1. Something on which to paint: paper, canvas, panel, rock, the inside of your last Betty Crocker cake box. (Properly primed for your medium of course.)

2. Paint: Oil, Acrylic, Watercolor Primary flesh tone colors: Cadmium red dark, and yellow ochre. Will also use white and some Naples yellow, burnt umber, maybe sap green.

(Do your portrait subjects often look bruised?If they are not boxers perhaps you have been using Alizarin Crimson in your skin tones. This color has a purple/blue undertone and is the cause of the bruised appearance. In general Alizarin crimson is avoided for skin tones.)

II. Figure placement: To sketch or not to sketch, that is the question.

Personally I prefer to sketch a rough outline of my subject in a very faint pencil (sketch jpeg exaggerated line color), some people will just rough in the figure basics with thinned down paint, and then either paint over or remove as they get to it. Others just start from nothing. So really this is a personal preference.

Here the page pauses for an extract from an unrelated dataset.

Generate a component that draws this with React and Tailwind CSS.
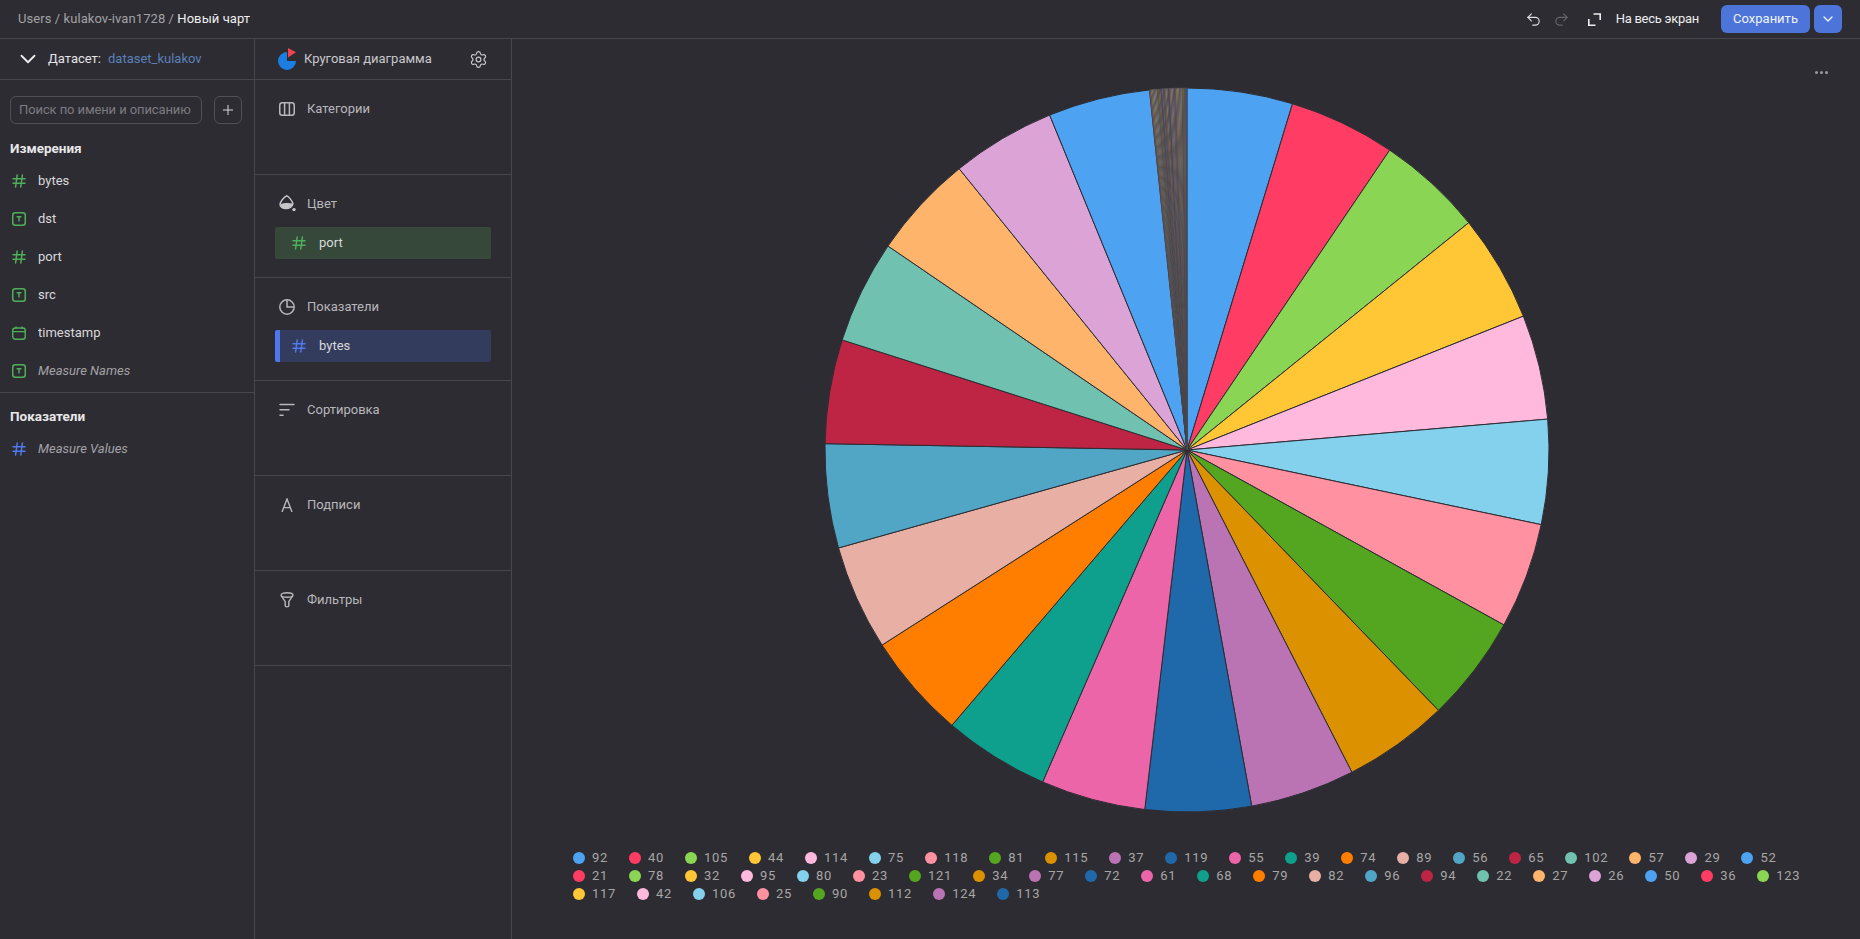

III. Background: or the dog that would not get out of the shot!

Background can be just a simple color wash, usually dark enough to set off the figure, I like to graduate from dark to light.

Or the background can be used to emphasize the figure, illustrating more about the actual person or situation. Ex: I was taking some shots of my Dad's cat to paint, and unwittingly my sister's dog showed up in every shot in the background. So when I painted the actual portrait of the cat, I put the stupid dog in the background of each painting. The background, while not the focal point, became an amusing side bit of information adding to the actual figure.

IV. Skin tones: Not so hard after all!!

The skin tone color is produced by mixing cadmium red dark with yellow ochre. This is usually the mid range skin tone (much darker than you would think). This can be lightened with white to produce a very nice flesh color (don't go too light or your highlights won't show up). Burnt umber will function as the darkest skin tone and can be mixed with the mid range mixture when needed.

V. The elusive shading to produce depth.

To produce the illusion of depth, you really need a strong contrast between your lightest light and your darkest dark. If all of your colors are midrange your figure will not pop.

For example: the point on the nose is the lightest area on the human face, the actual nostril color will be very dark. Putting these two contrasts together will help to give the illusion of depth. Also the pits around the eyes are generally very dark while the forehead is lighter, again an area that helps establish depth. Always remember: LIGHTS COME FORWARD, DARKS RECEDE. Having this contrast is what will give you depth.

highlights before blending
highlights after blending
addition of hair
finished portrait

A few side notes: Because I am unable to have a portrait studio space, or the time involved in working with live models, I work with photographs. It is important to have a photograph that has a lot of contrast in the figure. Usually photographs taken in natural light (as opposed to lighted with a flash) will produce much better portraits, because the most important thing to achieving a good painted portrait is contrast!! You need to see good contrast in the face, because when painting you need to be able to establish these contrasts to produce depth. A flash lighted photograph is often very washed out where contrast is concerned, because there is not a single light source to produce contrast.

Here's a take home exercise for you. If you have a way to take digital images of a painting you are having trouble achieving a good depth on: take your digital image, and convert the image to grey scale. (jpeg) Then compare your color image with your greyscale image. You should be able to easily see that you do not have enough LIGHT/DARK contrast in your image, without all the colors getting in the way.

Thank you for attending. I hope you have learned a bit more about portraiture, and will have fun trying it at home!